More than one function may be defined with the same name, as long as
the arguments they take are different.  In other words, function names
can be
.IR overloaded .
A function may also have the same name as an attribute.  In the case
that there is an ambiguity between a function on a complex type and
an attribute of the complex type, the attribute will always be used.
.SH "RESTRICTIONS"
The name of the C function must be a legal C function name, and the
name of the function in C code must be exactly the same as the name
used in
.BR "create function" .
There is a subtle implication of this restriction: while the
dynamic loading routines in most operating systems are more than 
happy to allow you to load any number of shared libraries that 
contain conflicting (identically-named) function names, they may 
in fact botch the load in interesting ways.  For example, if you
define a dynamically-loaded function that happens to have the
same name as a function built into Postgres, the DEC OSF/1 dynamic 
loader causes Postgres to call the function within itself rather than 
allowing Postgres to call your function.  Hence, if you want your
function to be used on different architectures, we recommend that 
you do not overload C function names.
.PP
There is a clever trick to get around the problem just described.

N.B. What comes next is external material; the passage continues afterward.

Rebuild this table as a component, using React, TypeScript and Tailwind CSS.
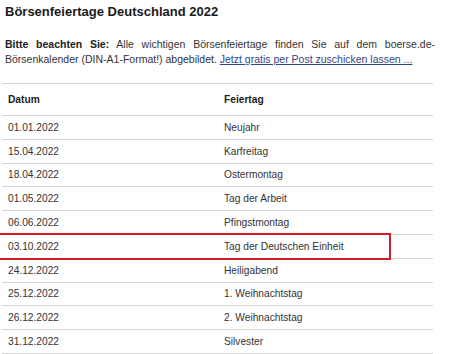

Since there is no problem overloading SQL functions, you can 
define a set of C functions with different names and then define 
a set of identically-named SQL function wrappers that take the
appropriate argument types and call the matching C function.
.PP
.IR opaque
cannot be given as an argument to a SQL function.
.SH "BUGS"
C functions cannot return a set of values.